The first principle is Simplicity. This is the core idea and the most difficult of the six principles to achieve. In fact, this one principle is considered Step One: The Answer, while the other five are considered Step Two: Telling Others.
So what is the core idea of building cool places? That is indeed simple to answer. The beta community. The beta community is a group of future tenants that co-design and co-develop their own building or neighborhood. Everything centers around this single entity. Think Linux, YouTube and Wikipedia applied to real estate. ‘Have it your way’. ‘Purely You.’ Who better to make decisions on what a building or neighborhood should have and look like than the people ultimately investing in it – its tenants.
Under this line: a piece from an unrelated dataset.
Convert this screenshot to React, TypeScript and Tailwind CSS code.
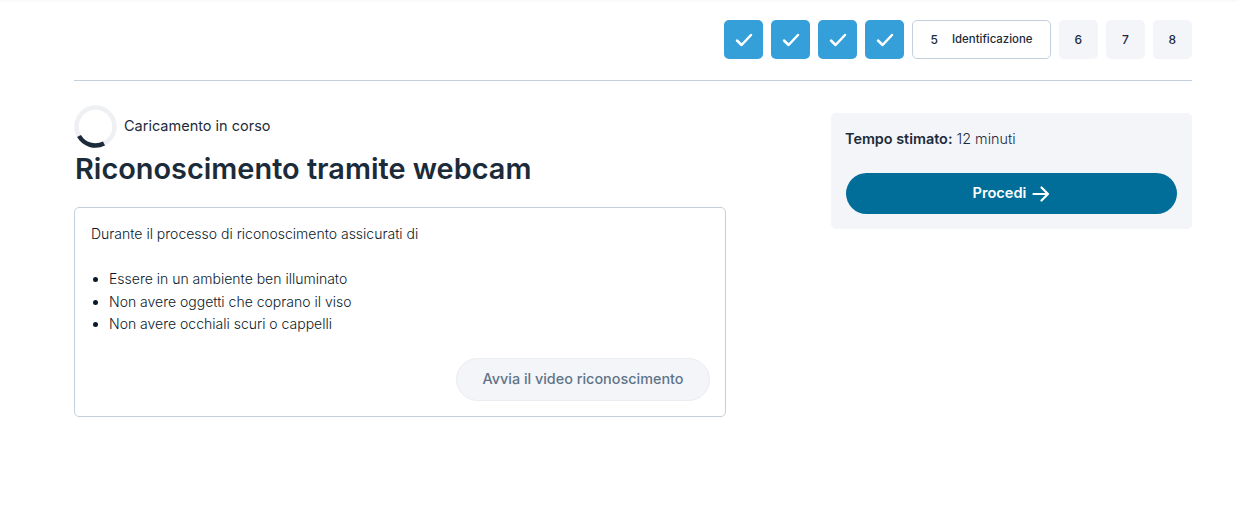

In fact, it’s such a standard means of business in other industries that there are multiple terms for it.
But what about a focus on the creative class and ? You will find those are common traits and values among those naturally motivated to participate in a beta community.
100 of the most creative people in Memphis (image) got together a few years ago to establish a manifesto for a cool city. It had the makings of a beta community, the most potential of any group yet formed, but dispersed before it could become so and thus nothing was built. So close! It was missing an implementation plan, and that’s what the beta community provides. The good news is that it’s not too late to establish as one.
How exciting for Memphis that such a large group took it upon themselves to figure out how they wanted their neighborhood to look & feel.
Could you provide more information on the implementation part of a beta community?
Just one initial question: Without the groundswell from a group of future tenants right off the bat, do you think implementation can be driven from a small group of advocates? From a developer?